What this task involves — Write out the material again exactly, please, and omit the pictures.

Supplied data —
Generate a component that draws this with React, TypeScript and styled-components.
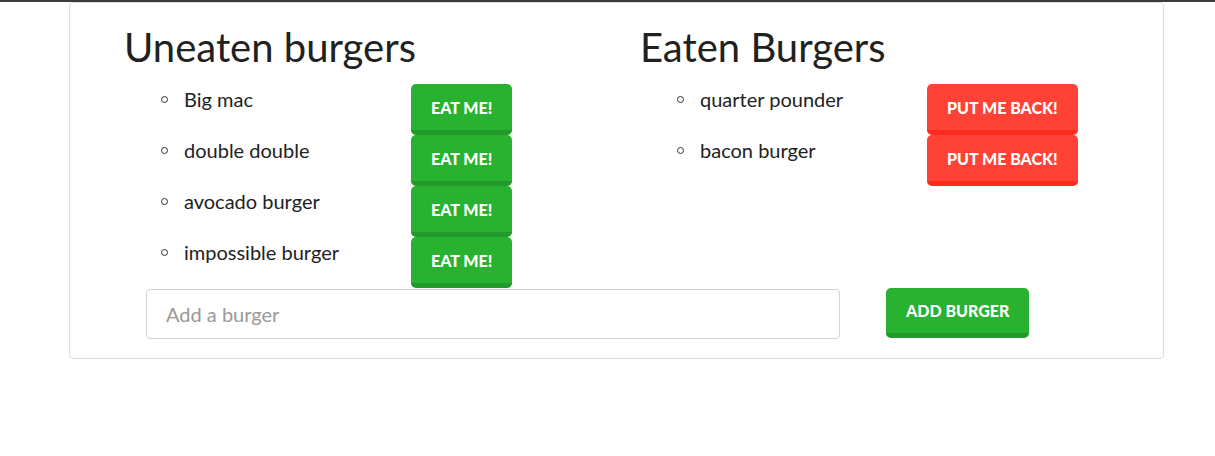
import React from "react";
import styled, { createGlobalStyle } from "styled-components";

const GlobalStyle = createGlobalStyle`
  html, body { margin: 0; padding: 0; background: #fff; }
  body {
    border-top: 2px solid #3c3c3c;
    font-family: Lato, "Noto Sans", sans-serif;
    color: #222;
  }
  * { box-sizing: border-box; }
`;

const Card = styled.div`
  margin-left: 69px;
  width: 1095px;
  border: 1px solid #dddddd;
  border-radius: 4px;
  padding: 20px 0 19px 0;
`;

const Columns = styled.div`
  display: grid;
  grid-template-columns: 516px 516px;
  padding-left: 55px;
`;

const Column = styled.section`
  display: flex;
  flex-direction: column;
`;

const Heading = styled.h1`
  margin: 0 0 13px -1px;
  font-size: 40px;
  font-weight: 400;
  line-height: 48px;
  color: #212121;
`;

const List = styled.ul`
  list-style: none;
  margin: 0;
  padding: 0;
`;

const Item = styled.li`
  display: grid;
  grid-template-columns: 59px 227px auto;
  align-items: start;
`;

const Bullet = styled.span`
  justify-self: end;
  margin: 12px 16px 0 0;
  width: 7px;
  height: 7px;
  border: 1px solid #333;
  border-radius: 50%;
`;

const Name = styled.span`
  font-size: 20px;
  line-height: 30px;
  color: #222;
`;

const ActionButton = styled.button<{ $tone: "green" | "red" }>`
  justify-self: start;
  height: 51px;
  padding: 0 20px;
  border: none;
  border-bottom: 5px solid ${(p) => (p.$tone === "green" ? "#22992a" : "#ff2b1f")};
  border-radius: 5px;
  background: ${(p) => (p.$tone === "green" ? "#28b22f" : "#ff4136")};
  color: #fff;
  font-family: Lato, "Noto Sans", sans-serif;
  font-weight: 900;
  font-size: 16px;
  text-transform: uppercase;
  cursor: pointer;
`;

const Form = styled.form`
  display: grid;
  grid-template-columns: 694px auto;
  column-gap: 46px;
  align-items: start;
  padding-left: 76px;
`;

const Input = styled.input`
  height: 50px;
  margin-top: 1px;
  padding: 0 19px;
  border: 1px solid #ced4da;
  border-radius: 4px;
  font-family: Lato, "Noto Sans", sans-serif;
  font-size: 20px;
  color: #333;
  outline: none;
  &::placeholder { color: #999; }
`;

const AddButton = styled(ActionButton)`
  height: 50px;
`;

const uneaten = ["Big mac", "double double", "avocado burger", "impossible burger"];
const eaten = ["quarter pounder", "bacon burger"];

export default function App() {
  return (
    <>
      <GlobalStyle />
      <Card>
        <Columns>
          <Column>
            <Heading>Uneaten burgers</Heading>
            <List>
              {uneaten.map((b) => (
                <Item key={b}>
                  <Bullet />
                  <Name>{b}</Name>
                  <ActionButton $tone="green">Eat me!</ActionButton>
                </Item>
              ))}
            </List>
          </Column>
          <Column>
            <Heading>Eaten Burgers</Heading>
            <List>
              {eaten.map((b) => (
                <Item key={b}>
                  <Bullet />
                  <Name>{b}</Name>
                  <ActionButton $tone="red">Put me back!</ActionButton>
                </Item>
              ))}
            </List>
          </Column>
        </Columns>
        <Form onSubmit={(e) => e.preventDefault()}>
          <Input placeholder="Add a burger" />
          <AddButton $tone="green" type="submit">Add burger</AddButton>
        </Form>
      </Card>
    </>
  );
}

Solution for this task —
Generate a component that draws this with React, TypeScript and styled-components.
import React from "react";
import styled, { createGlobalStyle } from "styled-components";

const GlobalStyle = createGlobalStyle`
  html, body { margin: 0; padding: 0; background: #fff; }
  body {
    border-top: 2px solid #3c3c3c;
    font-family: Lato, "Noto Sans", sans-serif;
    color: #222;
  }
  * { box-sizing: border-box; }
`;

const Card = styled.div`
  margin-left: 69px;
  width: 1095px;
  border: 1px solid #dddddd;
  border-radius: 4px;
  padding: 20px 0 19px 0;
`;

const Columns = styled.div`
  display: grid;
  grid-template-columns: 516px 516px;
  padding-left: 55px;
`;

const Column = styled.section`
  display: flex;
  flex-direction: column;
`;

const Heading = styled.h1`
  margin: 0 0 13px -1px;
  font-size: 40px;
  font-weight: 400;
  line-height: 48px;
  color: #212121;
`;

const List = styled.ul`
  list-style: none;
  margin: 0;
  padding: 0;
`;

const Item = styled.li`
  display: grid;
  grid-template-columns: 59px 227px auto;
  align-items: start;
`;

const Bullet = styled.span`
  justify-self: end;
  margin: 12px 16px 0 0;
  width: 7px;
  height: 7px;
  border: 1px solid #333;
  border-radius: 50%;
`;

const Name = styled.span`
  font-size: 20px;
  line-height: 30px;
  color: #222;
`;

const ActionButton = styled.button<{ $tone: "green" | "red" }>`
  justify-self: start;
  height: 51px;
  padding: 0 20px;
  border: none;
  border-bottom: 5px solid ${(p) => (p.$tone === "green" ? "#22992a" : "#ff2b1f")};
  border-radius: 5px;
  background: ${(p) => (p.$tone === "green" ? "#28b22f" : "#ff4136")};
  color: #fff;
  font-family: Lato, "Noto Sans", sans-serif;
  font-weight: 900;
  font-size: 16px;
  text-transform: uppercase;
  cursor: pointer;
`;

const Form = styled.form`
  display: grid;
  grid-template-columns: 694px auto;
  column-gap: 46px;
  align-items: start;
  padding-left: 76px;
`;

const Input = styled.input`
  height: 50px;
  margin-top: 1px;
  padding: 0 19px;
  border: 1px solid #ced4da;
  border-radius: 4px;
  font-family: Lato, "Noto Sans", sans-serif;
  font-size: 20px;
  color: #333;
  outline: none;
  &::placeholder { color: #999; }
`;

const AddButton = styled(ActionButton)`
  height: 50px;
`;

const uneaten = ["Big mac", "double double", "avocado burger", "impossible burger"];
const eaten = ["quarter pounder", "bacon burger"];

export default function App() {
  return (
    <>
      <GlobalStyle />
      <Card>
        <Columns>
          <Column>
            <Heading>Uneaten burgers</Heading>
            <List>
              {uneaten.map((b) => (
                <Item key={b}>
                  <Bullet />
                  <Name>{b}</Name>
                  <ActionButton $tone="green">Eat me!</ActionButton>
                </Item>
              ))}
            </List>
          </Column>
          <Column>
            <Heading>Eaten Burgers</Heading>
            <List>
              {eaten.map((b) => (
                <Item key={b}>
                  <Bullet />
                  <Name>{b}</Name>
                  <ActionButton $tone="red">Put me back!</ActionButton>
                </Item>
              ))}
            </List>
          </Column>
        </Columns>
        <Form onSubmit={(e) => e.preventDefault()}>
          <Input placeholder="Add a burger" />
          <AddButton $tone="green" type="submit">Add burger</AddButton>
        </Form>
      </Card>
    </>
  );
}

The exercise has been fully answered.